Whilst excavating the basements, a considerable amount of clay waste was produced, which resulted in an ad hoc evaluation of whether it would be more sustainable to form and bake clay bricks on site, or use transport to deliver them from the local manufacturer. The scale of production and the proximity of the manufacturer made the latter the choice with a lower impact.
In an experiment of this ambition, much depends on the behaviour and dedication of the end users. Whilst grey water was purified in the communal reed bed, human waste was processed in each house with a composting device. The Clivus Multrum box informed the position of the basement and had considerable influence on the shape of the building section, but was dependent on moderation in the users’ diet. Too much beer, the residents were informed, would increase the acidity of the input material and diminish the efficacy of the aerobic process. But the payback is in the quality of manure the device produces.

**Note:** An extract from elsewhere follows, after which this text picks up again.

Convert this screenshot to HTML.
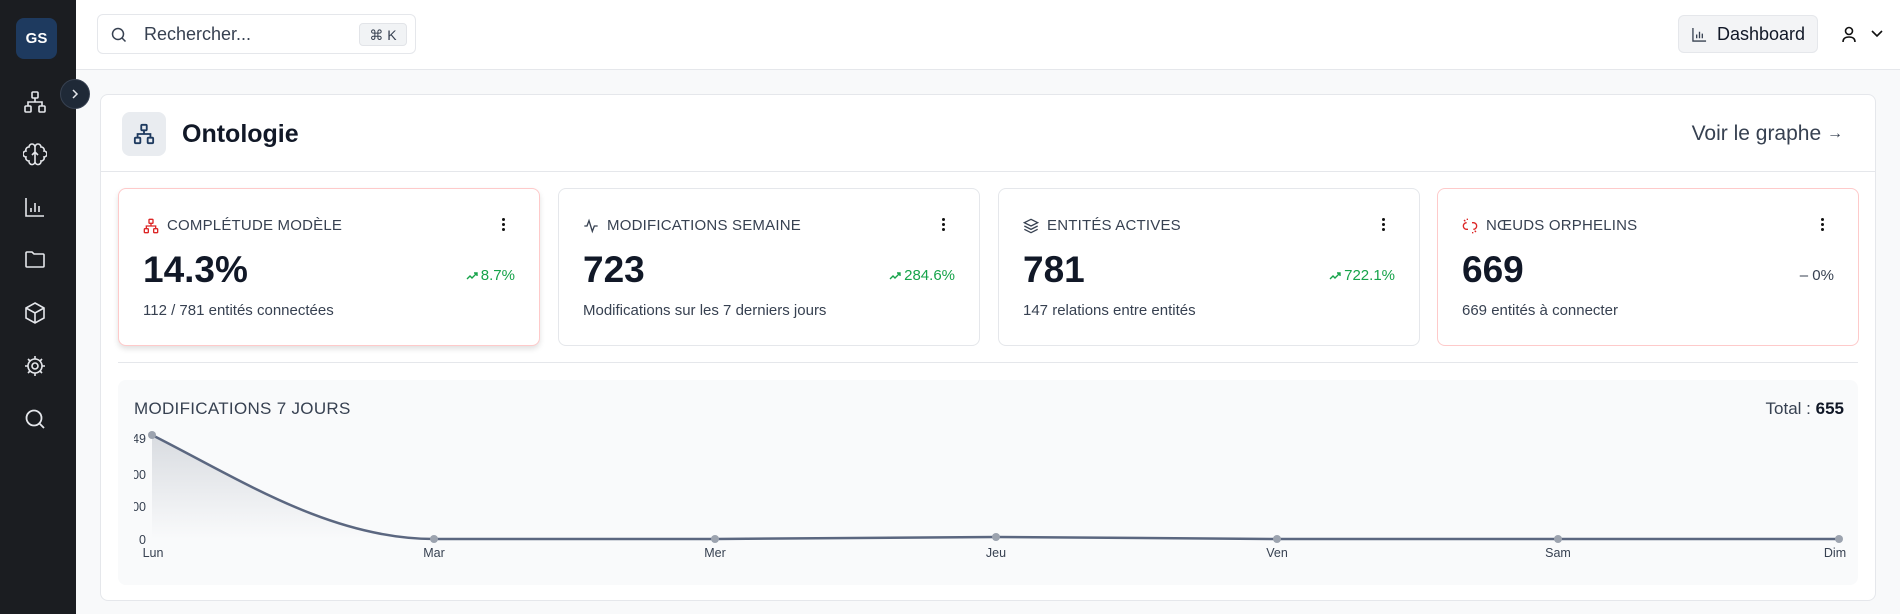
<!DOCTYPE html>
<html><head><meta charset="utf-8"><style>
*{box-sizing:border-box;margin:0;padding:0}
body{width:1900px;height:614px;overflow:hidden;background:#f8f9fa;font-family:"Liberation Sans",sans-serif;color:#111827;position:relative}
.sb{position:absolute;left:0;top:0;width:76px;height:614px;background:#1b1d21}
.av{position:absolute;left:16px;top:18px;width:41px;height:41px;border-radius:8px;background:#1e3a5f;color:#fff;font-weight:bold;font-size:15px;display:flex;align-items:center;justify-content:center}
.ic{position:absolute;left:23px;width:24px;height:24px}
.tog{position:absolute;left:60px;top:79px;width:30px;height:30px;border-radius:50%;background:#1f2937;border:1px solid #374151;display:flex;align-items:center;justify-content:center}
.hd{position:absolute;left:76px;top:0;right:0;height:70px;background:#fff;border-bottom:1px solid #e5e7eb}
.search{position:absolute;left:21px;top:14px;width:319px;height:40px;border:1px solid #e5e7eb;border-radius:6px}
.search span{position:absolute;left:46px;top:9px;font-size:18px;color:#374151}
.kbd{position:absolute;right:8px;top:8px;width:48px;height:23px;background:#f1f3f5;border:1px solid #e2e4e8;border-radius:4px;font-size:14px;color:#374151;text-align:center;line-height:22px}
.dash{position:absolute;left:1602px;top:15px;width:140px;height:38px;border:1px solid #e5e7eb;border-radius:6px;background:#f3f4f6;font-size:18px;line-height:36px;padding-left:38px}
.card{position:absolute;left:100px;top:94px;width:1776px;height:507px;background:#fff;border:1px solid #e5e7eb;border-radius:8px}
.ib{position:absolute;left:21px;top:17px;width:44px;height:44px;border-radius:8px;background:#e9ecf0;display:flex;align-items:center;justify-content:center}
.title{position:absolute;left:81px;top:25px;font-size:25px;font-weight:bold}
.voir{position:absolute;right:32px;top:27px;font-size:21px;color:#374151}
.voir small{font-size:16px;position:relative;top:-2px}
.hl{position:absolute;left:0;right:0;top:76px;border-top:1px solid #e5e7eb}
.st{position:absolute;top:93px;width:422px;height:158px;border:1px solid #e5e7eb;border-radius:8px;background:#fff}
.st.red{border-color:#fecaca}
.st.sh{box-shadow:0 3px 6px rgba(0,0,0,.12)}
.lab{position:absolute;left:48px;top:28px;font-size:15px;color:#374151;letter-spacing:.2px}
.sic{position:absolute;left:24px;top:29px}
.dots{position:absolute;right:34px;top:29px;width:3px}
.dots i{display:block;width:3px;height:3px;background:#111;border-radius:50%;margin-bottom:2px}
.val{position:absolute;left:24px;top:60px;font-size:37px;font-weight:bold;color:#111827}
.pct{position:absolute;right:24px;top:78px;font-size:15px;color:#16a34a}
.pct svg{vertical-align:middle;margin-right:3px}
.sub{position:absolute;left:24px;top:113px;font-size:15px;color:#374151}
.dv{position:absolute;left:17px;right:17px;top:267px;border-top:1px solid #e5e7eb}
.ch{position:absolute;left:17px;top:285px;width:1740px;height:205px;background:#f9fafb;border-radius:8px}
</style></head><body>
<div class="sb">
<div class="av">GS</div>
<svg class="ic" style="top:90px" viewBox="0 0 24 24" fill="none" stroke="#e5e7eb" stroke-width="1.6"><rect x="9" y="2" width="6" height="6" rx="1"/><rect x="2" y="16" width="6" height="6" rx="1"/><rect x="16" y="16" width="6" height="6" rx="1"/><path d="M5 16v-4h14v4M12 8v4"/></svg>
<svg class="ic" style="top:142px" viewBox="0 0 24 24" fill="none" stroke="#e5e7eb" stroke-width="1.6"><path d="M12 5a3 3 0 0 0-6 0 3 3 0 0 0-3 4 3 3 0 0 0 0 6 3 3 0 0 0 3 4 3 3 0 0 0 6 1zM12 5a3 3 0 0 1 6 0 3 3 0 0 1 3 4 3 3 0 0 1 0 6 3 3 0 0 1-3 4 3 3 0 0 1-6 1zM12 5v15M9 13l3-3 3 3"/></svg>
<svg class="ic" style="top:195px" viewBox="0 0 24 24" fill="none" stroke="#e5e7eb" stroke-width="1.6"><path d="M3 3v18h18M8 17v-4M12 17V8M16 17v-6"/></svg>
<svg class="ic" style="top:247px" viewBox="0 0 24 24" fill="none" stroke="#e5e7eb" stroke-width="1.6"><path d="M3 6a1 1 0 0 1 1-1h5l2 2h9a1 1 0 0 1 1 1v11a1 1 0 0 1-1 1H4a1 1 0 0 1-1-1z"/></svg>
<svg class="ic" style="top:301px" viewBox="0 0 24 24" fill="none" stroke="#e5e7eb" stroke-width="1.6"><path d="M12 2l9 5v10l-9 5-9-5V7zM3 7l9 5 9-5M12 12v10"/></svg>
<svg class="ic" style="top:354px" viewBox="0 0 24 24" fill="none" stroke="#e5e7eb" stroke-width="1.6"><circle cx="12" cy="12" r="7"/><circle cx="12" cy="12" r="3"/><path d="M12 2v3M12 19v3M2 12h3M19 12h3M5 5l2 2M17 17l2 2M5 19l2-2M17 7l2-2"/></svg>
<svg class="ic" style="top:407px" viewBox="0 0 24 24" fill="none" stroke="#e5e7eb" stroke-width="1.8"><circle cx="11" cy="11" r="7.5"/><path d="M16.5 16.5L21 21"/></svg>
</div>
<div class="tog"><svg width="12" height="12" viewBox="0 0 12 12" fill="none" stroke="#e5e7eb" stroke-width="1.5"><path d="M4 2l4 4-4 4"/></svg></div>
<div class="hd">
<div class="search"><svg style="position:absolute;left:13px;top:12px" width="16" height="16" viewBox="0 0 16 16" fill="none" stroke="#374151" stroke-width="1.5"><circle cx="7" cy="7" r="5.5"/><path d="M11 11l3.5 3.5"/></svg><span>Rechercher...</span><div class="kbd">⌘ K</div></div>
<div class="dash"><svg style="position:absolute;left:13px;top:11px" width="15" height="15" viewBox="0 0 16 16" fill="none" stroke="#374151" stroke-width="1.4"><path d="M1 1v14h14M5 12V8M8 12V5M11 12V7"/></svg>Dashboard</div>
<svg style="position:absolute;left:1765px;top:26px" width="16" height="17" viewBox="0 0 16 17" fill="none" stroke="#111" stroke-width="1.6"><circle cx="8" cy="5" r="3.5"/><path d="M2 16c0-4 3-5 6-5s6 1 6 5"/></svg>
<svg style="position:absolute;left:1795px;top:30px" width="12" height="8" viewBox="0 0 12 8" fill="none" stroke="#111" stroke-width="1.6"><path d="M1 1l5 5 5-5"/></svg>
</div>
<div class="card">
<div class="ib"><svg width="22" height="22" viewBox="0 0 24 24" fill="none" stroke="#1e3a5f" stroke-width="2"><rect x="9" y="2" width="6" height="6" rx="1"/><rect x="2" y="16" width="6" height="6" rx="1"/><rect x="16" y="16" width="6" height="6" rx="1"/><path d="M5 16v-4h14v4M12 8v4"/></svg></div>
<div class="title">Ontologie</div>
<div class="voir">Voir le graphe <small>→</small></div>
<div class="hl"></div>

<div class="st red sh" style="left:17px">
<svg class="sic" width="16" height="16" viewBox="0 0 24 24" fill="none" stroke="#dc2626" stroke-width="2"><rect x="9" y="2" width="6" height="6" rx="1"/><rect x="2" y="16" width="6" height="6" rx="1"/><rect x="16" y="16" width="6" height="6" rx="1"/><path d="M5 16v-4h14v4M12 8v4"/></svg>
<div class="lab">COMPLÉTUDE MODÈLE</div><div class="dots"><i></i><i></i><i></i></div>
<div class="val">14.3%</div><div class="pct"><svg width="12" height="8" viewBox="0 0 12 8" fill="none" stroke="#16a34a" stroke-width="1.4"><path d="M1 7l3-3 2 2 5-5M8 1h3v3"/></svg>8.7%</div><div class="sub">112 / 781 entités connectées</div></div>

<div class="st" style="left:457px">
<svg class="sic" width="16" height="16" viewBox="0 0 24 24" fill="none" stroke="#374151" stroke-width="2"><path d="M2 12h4l3-8 5 16 3-8h5"/></svg>
<div class="lab">MODIFICATIONS SEMAINE</div><div class="dots"><i></i><i></i><i></i></div>
<div class="val">723</div><div class="pct"><svg width="12" height="8" viewBox="0 0 12 8" fill="none" stroke="#16a34a" stroke-width="1.4"><path d="M1 7l3-3 2 2 5-5M8 1h3v3"/></svg>284.6%</div><div class="sub">Modifications sur les 7 derniers jours</div></div>

<div class="st" style="left:897px">
<svg class="sic" width="16" height="16" viewBox="0 0 24 24" fill="none" stroke="#374151" stroke-width="2"><path d="M12 2l10 5-10 5L2 7zM2 12l10 5 10-5M2 17l10 5 10-5"/></svg>
<div class="lab">ENTITÉS ACTIVES</div><div class="dots"><i></i><i></i><i></i></div>
<div class="val">781</div><div class="pct"><svg width="12" height="8" viewBox="0 0 12 8" fill="none" stroke="#16a34a" stroke-width="1.4"><path d="M1 7l3-3 2 2 5-5M8 1h3v3"/></svg>722.1%</div><div class="sub">147 relations entre entités</div></div>

<div class="st red" style="left:1336px">
<svg class="sic" width="16" height="16" viewBox="0 0 24 24" fill="none" stroke="#dc2626" stroke-width="2"><path d="M9 17H7a5 5 0 0 1 0-10M15 7h2a5 5 0 0 1 0 10M8 3V1M16 21v2M3 3l2 2M21 21l-2-2"/></svg>
<div class="lab">NŒUDS ORPHELINS</div><div class="dots"><i></i><i></i><i></i></div>
<div class="val">669</div><div class="pct" style="color:#374151">– 0%</div><div class="sub">669 entités à connecter</div></div>

<div class="dv"></div>
<div class="ch">
<div style="position:absolute;left:16px;top:19px;font-size:17px;color:#374151;letter-spacing:.3px">MODIFICATIONS 7 JOURS</div>
<div style="position:absolute;right:14px;top:19px;font-size:17px;color:#374151">Total : <b style="color:#111827">655</b></div>
<svg style="position:absolute;left:-117px;top:-380px" width="1900" height="614" viewBox="0 0 1900 614">
<defs><linearGradient id="g" x1="0" y1="0" x2="0" y2="1"><stop offset="0" stop-color="#9ca3af" stop-opacity=".35"/><stop offset="1" stop-color="#9ca3af" stop-opacity="0"/></linearGradient></defs>
<path d="M151 435C240 480 330 539 433 539L1838 539L1838 539 151 539Z" fill="url(#g)"/>
<path d="M151 435C240 480 330 539 433 539L714 539 995 537 1276 539 1557 539 1838 539" fill="none" stroke="#5b6780" stroke-width="2.5"/>
<g fill="#9ca3af"><circle cx="151" cy="435" r="4"/><circle cx="433" cy="539" r="4"/><circle cx="714" cy="539" r="4"/><circle cx="995" cy="537" r="4"/><circle cx="1276" cy="539" r="4"/><circle cx="1557" cy="539" r="4"/><circle cx="1838" cy="539" r="4"/></g>
<g font-family="Liberation Sans" font-size="12.5" fill="#374151" text-anchor="middle"><text x="152" y="557">Lun</text><text x="433" y="557">Mar</text><text x="714" y="557">Mer</text><text x="995" y="557">Jeu</text><text x="1276" y="557">Ven</text><text x="1557" y="557">Sam</text><text x="1834" y="557">Dim</text></g>
<g font-family="Liberation Sans" font-size="12.5" fill="#374151" text-anchor="end"><text x="145" y="443">49</text><text x="145" y="479">00</text><text x="145" y="511">00</text><text x="145" y="544">0</text></g>
</svg>
<div style="position:absolute;left:0;top:0;width:16px;height:205px;background:#f9fafb;border-radius:8px 0 0 8px"></div>
</div>
</div>
</body></html>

Insofar as the development could be assessed before the concept was fully understood, Am Landhof is as close to carbon neutral as possible. It predates PV panels, relies on gas for heating and was not intended to pursue the rigorous airtightness and heat recovery of Passivhaus, but the fundamental principal of a minimum impact development were successfully executed.
Our understanding of how to achieve carbon neutrality has advanced considerably in the intervening twenty-five years, as has the technology to achieve it, but the ambition of Am Landhof was exemplary for its time.
The development is not solely ecological because of its planning and construction methodology, even though these are of fundamental importance. It is ecological because the residents pursue a lifestyle of minimum impact and self-sufficiency.
But innovative and inspiring architecture has helped considerably in this ambition.